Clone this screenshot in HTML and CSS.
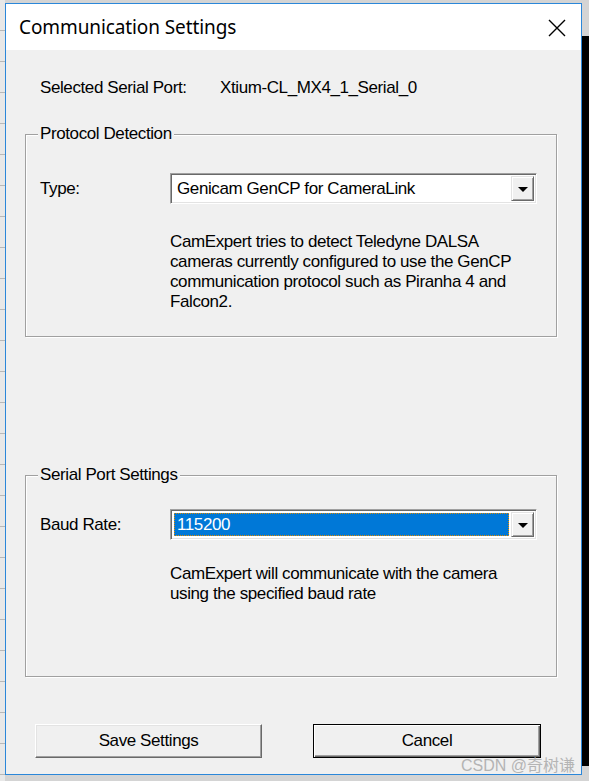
FILE: index.html
```html
<!DOCTYPE html>
<html>
<head>
<meta charset="utf-8">
<link rel="stylesheet" href="styles.css">
</head>
<body>
<div class="desktop">
  <div class="bg-left"></div>
  <div class="bg-right"></div>
  <div class="dialog">
    <div class="titlebar">
      <span class="title">Communication Settings</span>
      <svg class="close" width="18" height="18" viewBox="0 0 18 18"><path d="M1 1 L17 17 M17 1 L1 17" stroke="#000" stroke-width="1.4" fill="none"/></svg>
    </div>
    <div class="content">
      <div class="port-row">
        <span class="port-label">Selected Serial Port:</span>
        <span class="port-value">Xtium-CL_MX4_1_Serial_0</span>
      </div>

      <div class="group group-proto">
        <span class="legend">Protocol Detection</span>
        <div class="field-row">
          <span class="field-label">Type:</span>
          <div class="combo">
            <div class="combo-text">Genicam GenCP for CameraLink</div>
            <div class="combo-btn"><span class="tri"></span></div>
          </div>
        </div>
        <p class="desc desc-proto">CamExpert tries to detect Teledyne DALSA cameras currently configured to use the GenCP communication protocol such as Piranha 4 and Falcon2.</p>
      </div>

      <div class="group group-serial">
        <span class="legend">Serial Port Settings</span>
        <div class="field-row">
          <span class="field-label">Baud Rate:</span>
          <div class="combo">
            <div class="combo-text selected"><span class="focus">115200</span></div>
            <div class="combo-btn"><span class="tri"></span></div>
          </div>
        </div>
        <p class="desc desc-serial">CamExpert will communicate with the camera using the specified baud rate</p>
      </div>

      <div class="buttons">
        <div class="btn">Save Settings</div>
        <div class="btn default">Cancel</div>
      </div>
    </div>
    <span class="watermark">CSDN @奇树谦</span>
  </div>
</div>
</body>
</html>
```
FILE: styles.css
```css
html, body {
  margin: 0;
  padding: 0;
}
body {
  width: 589px;
  height: 781px;
  overflow: hidden;
  background: #cfcfcf;
  font-family: "Liberation Sans", Arial, sans-serif;
}
.desktop {
  position: relative;
  width: 589px;
  height: 781px;
  background: #d4d4d4;
}
.bg-left {
  position: absolute;
  left: 0;
  top: 0;
  width: 5px;
  height: 781px;
  background: repeating-linear-gradient(#e8e8e8 0 30px, #b8b8b8 30px 31px);
}
.bg-right {
  position: absolute;
  right: 0;
  top: 36px;
  width: 8px;
  height: 730px;
  background: #000;
}
.dialog {
  position: absolute;
  left: 5px;
  top: 3px;
  width: 575px;
  height: 770px;
  border: 1px solid #2b87d9;
  background: #f0f0f0;
  display: flex;
  flex-direction: column;
}
.titlebar {
  height: 46px;
  background: #fff;
  display: flex;
  align-items: center;
  justify-content: space-between;
  padding: 0 15px 0 13px;
  flex: none;
}
.title {
  font-family: "Noto Sans", "Open Sans", sans-serif;
  font-size: 19px;
  color: #000;
  letter-spacing: -0.1px;
}
.close {
  display: block;
  margin-top: 1px;
}
.content {
  padding: 28px 0 0 19px;
  font-size: 17px;
  letter-spacing: -0.4px;
  color: #000;
}
.port-row {
  display: flex;
  line-height: 20px;
  padding-left: 15px;
}
.port-label {
  width: 180px;
}
.group {
  position: relative;
  width: 532px;
  border: 1px solid #a0a0a0;
  box-shadow: inset 1px 1px 0 #fff, 1px 1px 0 #fff;
  box-sizing: border-box;
}
.group-proto {
  margin-top: 36px;
  height: 203px;
  padding-top: 38px;
}
.group-serial {
  margin-top: 138px;
  height: 202px;
  padding-top: 33px;
}
.legend {
  position: absolute;
  left: 12px;
  top: -11px;
  padding: 0 2px;
  line-height: 20px;
  background: #f0f0f0;
}
.field-row {
  display: flex;
  align-items: center;
  padding-left: 14px;
}
.field-label {
  width: 130px;
}
.combo {
  width: 367px;
  height: 31px;
  box-sizing: border-box;
  border-top: 1px solid #a0a0a0;
  border-left: 1px solid #a0a0a0;
  border-right: 1px solid #fff;
  border-bottom: 1px solid #fff;
  box-shadow: inset 1px 1px 0 #696969, inset -1px -1px 0 #e3e3e3;
  background: #fff;
  display: flex;
  padding: 2px;
}
.combo-text {
  flex: 1;
  line-height: 25px;
  padding-left: 4px;
}
.combo-text.selected {
  background: #0078d7;
  color: #fff;
  padding-left: 0;
  margin: 1px 2px 1px 1px;
  outline: 1px dotted #e28a00;
  outline-offset: -1px;
  line-height: 23px;
}
.focus {
  padding-left: 3px;
}
.combo-btn {
  width: 23px;
  height: 25px;
  box-sizing: border-box;
  background: #f0f0f0;
  border-top: 1px solid #e3e3e3;
  border-left: 1px solid #e3e3e3;
  border-right: 1px solid #696969;
  border-bottom: 1px solid #696969;
  box-shadow: inset 1px 1px 0 #fff, inset -1px -1px 0 #a0a0a0;
  display: flex;
  align-items: center;
  justify-content: center;
}
.tri {
  width: 0;
  height: 0;
  border-left: 5px solid transparent;
  border-right: 5px solid transparent;
  border-top: 5px solid #000;
  margin-top: 1px;
}
.desc {
  margin: 0;
  padding-left: 144px;
  line-height: 20px;
  width: 370px;
}
.desc-proto {
  margin-top: 28px;
}
.desc-serial {
  margin-top: 24px;
  width: 360px;
}
.buttons {
  display: flex;
  gap: 51px;
  margin-top: 47px;
  padding-left: 10px;
}
.btn {
  width: 227px;
  height: 34px;
  box-sizing: border-box;
  border-top: 1px solid #fff;
  border-left: 1px solid #fff;
  border-right: 1px solid #696969;
  border-bottom: 1px solid #696969;
  box-shadow: inset -1px -1px 0 #a0a0a0, inset 1px 1px 0 #e3e3e3;
  background: #f0f0f0;
  display: flex;
  align-items: center;
  justify-content: center;
  line-height: 20px;
}
.btn.default {
  border: 1px solid #000;
  box-shadow: inset 1px 1px 0 #fff, inset -1px -1px 0 #696969, inset -2px -2px 0 #a0a0a0;
  width: 228px;
}
.watermark {
  position: absolute;
  right: 6px;
  bottom: -2px;
  font-size: 16px;
  letter-spacing: 0;
  color: #b4b4b4;
  font-family: "Liberation Sans", "Noto Sans CJK SC", sans-serif;
  line-height: 20px;
}
```
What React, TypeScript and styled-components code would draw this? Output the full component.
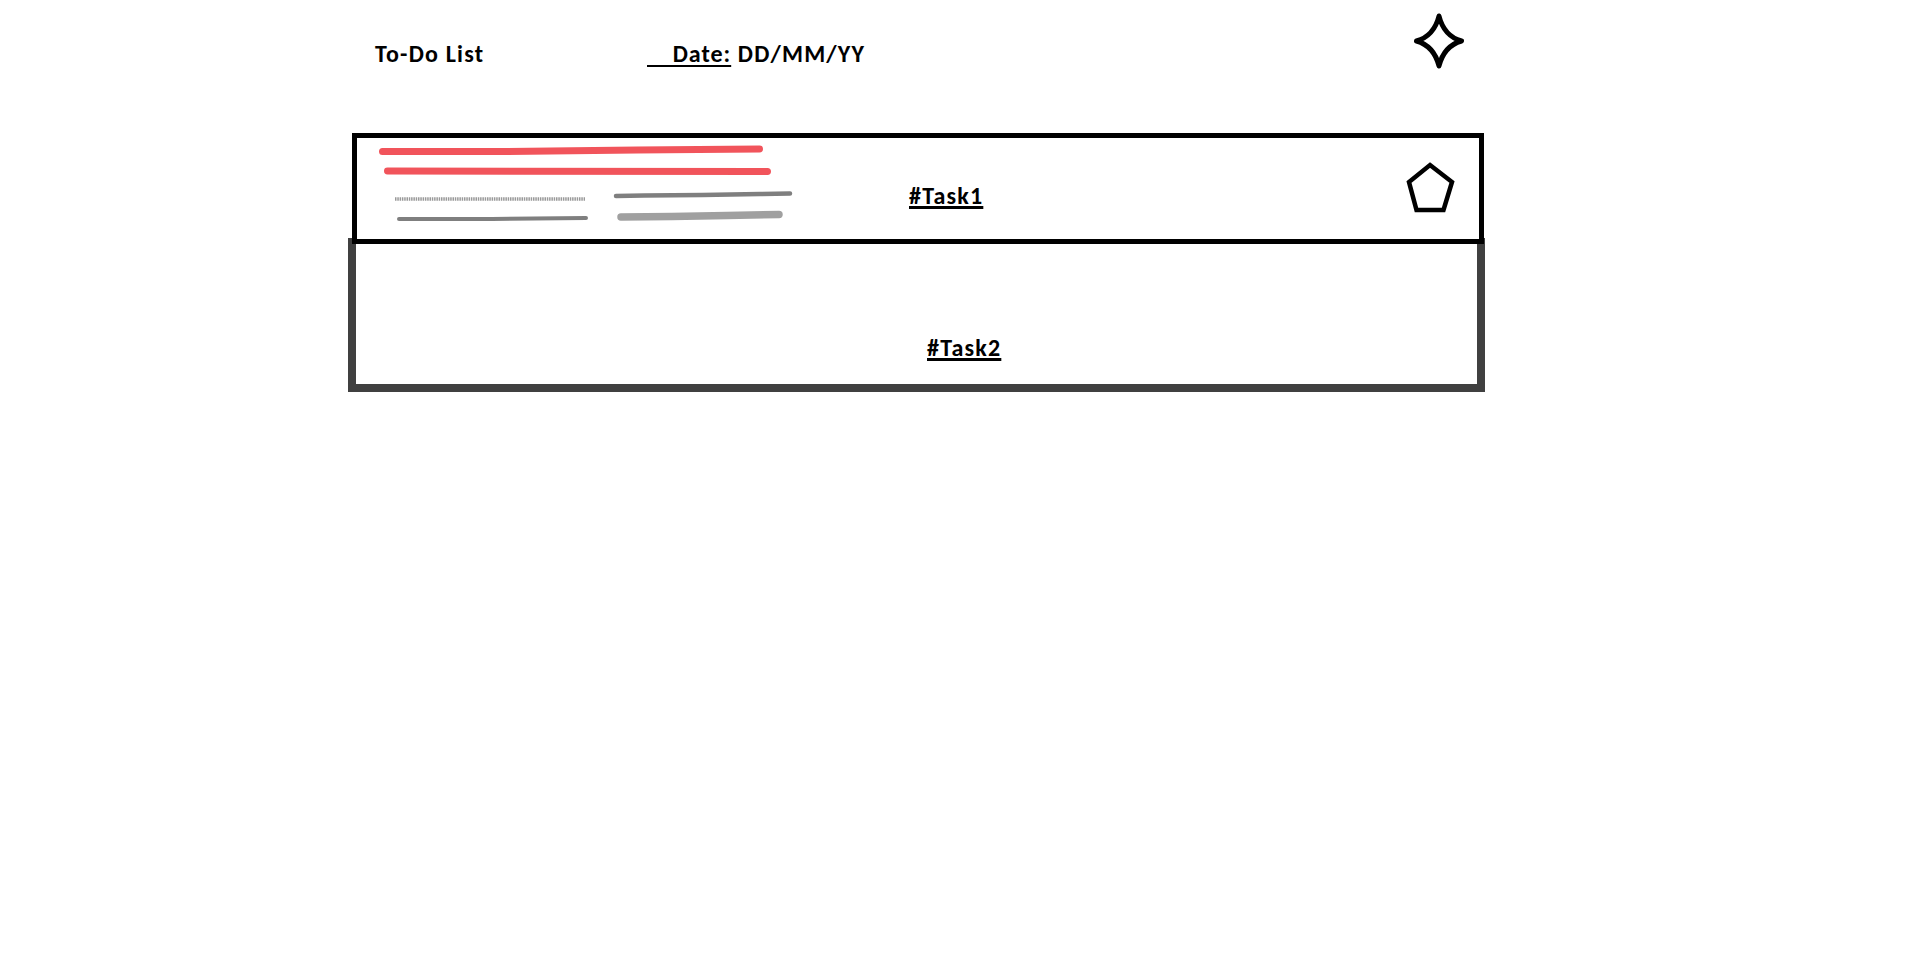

▶ **Task instructions**:
Repeat each record exactly, with the pictures left out.

▶ **Output**:
Clone this screenshot in HTML and CSS.
FILE: index.html
```html
<!DOCTYPE html>
<html>
<head>
<meta charset="utf-8">
<link rel="stylesheet" href="styles.css">
</head>
<body>
<div class="desktop">
  <div class="bg-left"></div>
  <div class="bg-right"></div>
  <div class="dialog">
    <div class="titlebar">
      <span class="title">Communication Settings</span>
      <svg class="close" width="18" height="18" viewBox="0 0 18 18"><path d="M1 1 L17 17 M17 1 L1 17" stroke="#000" stroke-width="1.4" fill="none"/></svg>
    </div>
    <div class="content">
      <div class="port-row">
        <span class="port-label">Selected Serial Port:</span>
        <span class="port-value">Xtium-CL_MX4_1_Serial_0</span>
      </div>

      <div class="group group-proto">
        <span class="legend">Protocol Detection</span>
        <div class="field-row">
          <span class="field-label">Type:</span>
          <div class="combo">
            <div class="combo-text">Genicam GenCP for CameraLink</div>
            <div class="combo-btn"><span class="tri"></span></div>
          </div>
        </div>
        <p class="desc desc-proto">CamExpert tries to detect Teledyne DALSA cameras currently configured to use the GenCP communication protocol such as Piranha 4 and Falcon2.</p>
      </div>

      <div class="group group-serial">
        <span class="legend">Serial Port Settings</span>
        <div class="field-row">
          <span class="field-label">Baud Rate:</span>
          <div class="combo">
            <div class="combo-text selected"><span class="focus">115200</span></div>
            <div class="combo-btn"><span class="tri"></span></div>
          </div>
        </div>
        <p class="desc desc-serial">CamExpert will communicate with the camera using the specified baud rate</p>
      </div>

      <div class="buttons">
        <div class="btn">Save Settings</div>
        <div class="btn default">Cancel</div>
      </div>
    </div>
    <span class="watermark">CSDN @奇树谦</span>
  </div>
</div>
</body>
</html>
```
FILE: styles.css
```css
html, body {
  margin: 0;
  padding: 0;
}
body {
  width: 589px;
  height: 781px;
  overflow: hidden;
  background: #cfcfcf;
  font-family: "Liberation Sans", Arial, sans-serif;
}
.desktop {
  position: relative;
  width: 589px;
  height: 781px;
  background: #d4d4d4;
}
.bg-left {
  position: absolute;
  left: 0;
  top: 0;
  width: 5px;
  height: 781px;
  background: repeating-linear-gradient(#e8e8e8 0 30px, #b8b8b8 30px 31px);
}
.bg-right {
  position: absolute;
  right: 0;
  top: 36px;
  width: 8px;
  height: 730px;
  background: #000;
}
.dialog {
  position: absolute;
  left: 5px;
  top: 3px;
  width: 575px;
  height: 770px;
  border: 1px solid #2b87d9;
  background: #f0f0f0;
  display: flex;
  flex-direction: column;
}
.titlebar {
  height: 46px;
  background: #fff;
  display: flex;
  align-items: center;
  justify-content: space-between;
  padding: 0 15px 0 13px;
  flex: none;
}
.title {
  font-family: "Noto Sans", "Open Sans", sans-serif;
  font-size: 19px;
  color: #000;
  letter-spacing: -0.1px;
}
.close {
  display: block;
  margin-top: 1px;
}
.content {
  padding: 28px 0 0 19px;
  font-size: 17px;
  letter-spacing: -0.4px;
  color: #000;
}
.port-row {
  display: flex;
  line-height: 20px;
  padding-left: 15px;
}
.port-label {
  width: 180px;
}
.group {
  position: relative;
  width: 532px;
  border: 1px solid #a0a0a0;
  box-shadow: inset 1px 1px 0 #fff, 1px 1px 0 #fff;
  box-sizing: border-box;
}
.group-proto {
  margin-top: 36px;
  height: 203px;
  padding-top: 38px;
}
.group-serial {
  margin-top: 138px;
  height: 202px;
  padding-top: 33px;
}
.legend {
  position: absolute;
  left: 12px;
  top: -11px;
  padding: 0 2px;
  line-height: 20px;
  background: #f0f0f0;
}
.field-row {
  display: flex;
  align-items: center;
  padding-left: 14px;
}
.field-label {
  width: 130px;
}
.combo {
  width: 367px;
  height: 31px;
  box-sizing: border-box;
  border-top: 1px solid #a0a0a0;
  border-left: 1px solid #a0a0a0;
  border-right: 1px solid #fff;
  border-bottom: 1px solid #fff;
  box-shadow: inset 1px 1px 0 #696969, inset -1px -1px 0 #e3e3e3;
  background: #fff;
  display: flex;
  padding: 2px;
}
.combo-text {
  flex: 1;
  line-height: 25px;
  padding-left: 4px;
}
.combo-text.selected {
  background: #0078d7;
  color: #fff;
  padding-left: 0;
  margin: 1px 2px 1px 1px;
  outline: 1px dotted #e28a00;
  outline-offset: -1px;
  line-height: 23px;
}
.focus {
  padding-left: 3px;
}
.combo-btn {
  width: 23px;
  height: 25px;
  box-sizing: border-box;
  background: #f0f0f0;
  border-top: 1px solid #e3e3e3;
  border-left: 1px solid #e3e3e3;
  border-right: 1px solid #696969;
  border-bottom: 1px solid #696969;
  box-shadow: inset 1px 1px 0 #fff, inset -1px -1px 0 #a0a0a0;
  display: flex;
  align-items: center;
  justify-content: center;
}
.tri {
  width: 0;
  height: 0;
  border-left: 5px solid transparent;
  border-right: 5px solid transparent;
  border-top: 5px solid #000;
  margin-top: 1px;
}
.desc {
  margin: 0;
  padding-left: 144px;
  line-height: 20px;
  width: 370px;
}
.desc-proto {
  margin-top: 28px;
}
.desc-serial {
  margin-top: 24px;
  width: 360px;
}
.buttons {
  display: flex;
  gap: 51px;
  margin-top: 47px;
  padding-left: 10px;
}
.btn {
  width: 227px;
  height: 34px;
  box-sizing: border-box;
  border-top: 1px solid #fff;
  border-left: 1px solid #fff;
  border-right: 1px solid #696969;
  border-bottom: 1px solid #696969;
  box-shadow: inset -1px -1px 0 #a0a0a0, inset 1px 1px 0 #e3e3e3;
  background: #f0f0f0;
  display: flex;
  align-items: center;
  justify-content: center;
  line-height: 20px;
}
.btn.default {
  border: 1px solid #000;
  box-shadow: inset 1px 1px 0 #fff, inset -1px -1px 0 #696969, inset -2px -2px 0 #a0a0a0;
  width: 228px;
}
.watermark {
  position: absolute;
  right: 6px;
  bottom: -2px;
  font-size: 16px;
  letter-spacing: 0;
  color: #b4b4b4;
  font-family: "Liberation Sans", "Noto Sans CJK SC", sans-serif;
  line-height: 20px;
}
```
What React, TypeScript and styled-components code would draw this? Output the full component.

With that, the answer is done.